# Topic Modelling for EBC data

EBC is executive briefing center's data at Red Hat. In this notebook we show how to use TOM for inferring latent topics that pervade the corpus of articles published at EBC between 2015 and 2019 using non-negative matrix factorization. Based on the discovered topics we use TOM to shed light on interesting facts on the topical structure of the EBC.

## Loading and vectorizing the corpus

We prune words which absolute frequency in the corpus is less than 2, as well as words which relative frequency is higher than 80%, with the aim to only keep the most significant ones. Eventually, we build the vector space representation of these articles with $tf \cdot idf$ weighting. It is a $n \times m$ matrix denoted by $A$, where each line represents an article, with $n = 21$ (i.e. the number of articles) and $m = 383$ (i.e. the number of words).

In [1]:
from tom_lib.structure.corpus import Corpus
from tom_lib.visualization.visualization import Visualization

corpus = Corpus(source_file_path='input/x.csv',
                language='english',
                vectorization='tfidf',
                max_relative_frequency=0.8,
                min_absolute_frequency=2)
print('corpus size:', corpus.size)
print('vocabulary size:', len(corpus.vocabulary))

corpus size: 21
vocabulary size: 383


## Estimating the optimal number of topics ($k$)



In [2]:
from tom_lib.nlp.topic_model import NonNegativeMatrixFactorization,LatentDirichletAllocation
topic_model = LatentDirichletAllocation(corpus) 
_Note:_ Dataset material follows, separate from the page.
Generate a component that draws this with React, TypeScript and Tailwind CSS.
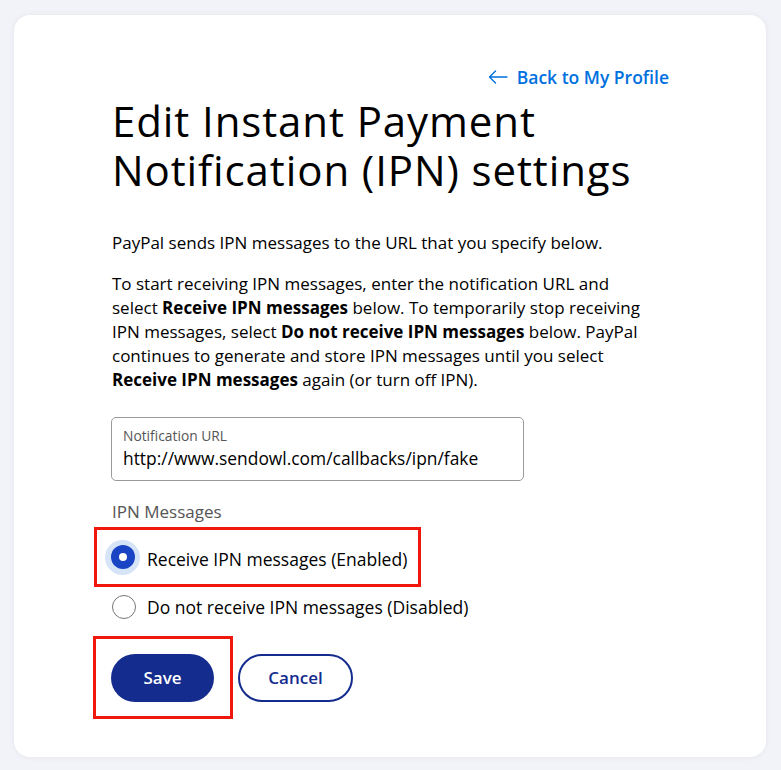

### Weighted Jaccard average stability

The figure below shows this metric for a number of topics varying between 5 and 50 (higher is better).

In [3]:
from bokeh.io import show, output_notebook
from bokeh.plotting import figure
output_notebook()

p = figure(plot_height=250)
p.line(range(10, 51), topic_model.greene_metric(min_num_topics=10, step=1, max_num_topics=50, top_n_words=10, tao=10), line_width=2)
show(p)

### Symmetric Kullback-Liebler divergence

The figure below shows this metric for a number of topics varying between 5 and 50 (lower is better).

In [4]:
p = figure(plot_height=250)
p.line(range(10, 51), topic_model.arun_metric(min_num_topics=10, max_num_topics=50, iterations=10), line_width=2)
show(p)

Guided by the two metrics described previously, we manually evaluate the quality of the topics identified with $k$ varying between 12 and 20. Eventually, we judge that the best results are achieved with LDA for $k=12$

In [5]:
k = 12
topic_model.infer_topics(num_topics=k)

## Results

### Description of the discovered topics



In [6]:
import pandas as pd
pd.set_option('display.max_colwidth', 500)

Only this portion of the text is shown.